Array.from(mainContent)
  .map(element => element.querySelectorAll('a[href^="/"]').length)
  .reduce((count, element) => { return count + element})
Array.from(mainContent)
  .map(element => element.querySelectorAll('a[href^="http"]').length)
  .reduce((count, element) => { return count + element})

This article also had code samples using CodePen. I decided for lines of code to ignore these examples as digging into iframes isn’t fun.

Array.from(mainPost.querySelectorAll('pre'))
  .reduce((count, codeBlock) => {
    return count + codeBlock.textContent.split('\n')
      .filter(line => line.length > 0
    ).length
  }, 0)
  • WordCount = 2424
  • ImageCount = 14
  • LinkCountInternal = 1
  • LinkCountExternal = 10
  • LinesOfCode = 78

Working out the Averages

Great, so now we have this data, I’ve stored it off as 5 Arrays (it could have been stored many different ways).

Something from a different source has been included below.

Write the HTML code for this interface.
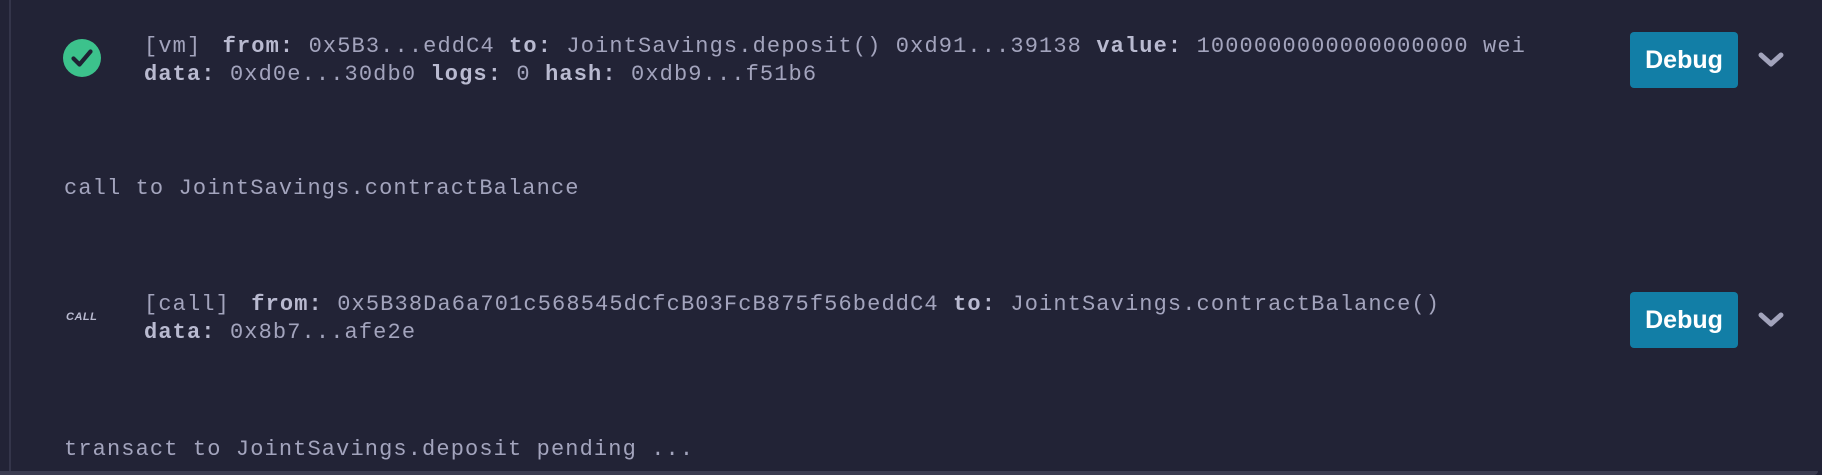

const wordCount = [1873, 913, 3009, 2047, 1513, 2424];
const imageCount = [3, 1, 20, 66, 5, 14];
const internalLinkCount = [0, 2, 0, 22, 16, 1];
const externalLinkCount = [17, 8, 14, 26, 9, 10];
const linesOfCodeCount = [125, 0, 46, 6, 49, 78];

Which means I can do the following;

wordCount.reduce((total, num) =>  total + num) / 6
imageCount.reduce((total, num) =>  total + num) / 6
internalLinkCount.reduce((total, num) =>  total + num) / 6
externalLinkCount.reduce((total, num) =>  total + num) / 6
linesOfCodeCount.reduce((total, num) =>  total + num) / 6

The meat of this article

HA! I fooled you, you thought this was some technical article with me messing around with some JavaScript.

NOPE. This is a think-piece on the stats you NEED TO FOLLOW in order to get a top position on Frontend Focus.

Unless you have EXACTLY 1963.1666666666667 words in your article with 18.166666666666668 images for good measure, along with 6.833333333333333 internal links and 14 external ones, and of course you need 50.666666666666664 lines of code. You will never get featured and your startup will fail, or worse, get acquired by Yahoo.

Want proof? This article doesn’t conform to those numbers and I bet you won’t be reading this in Frontend Focus anytime soon!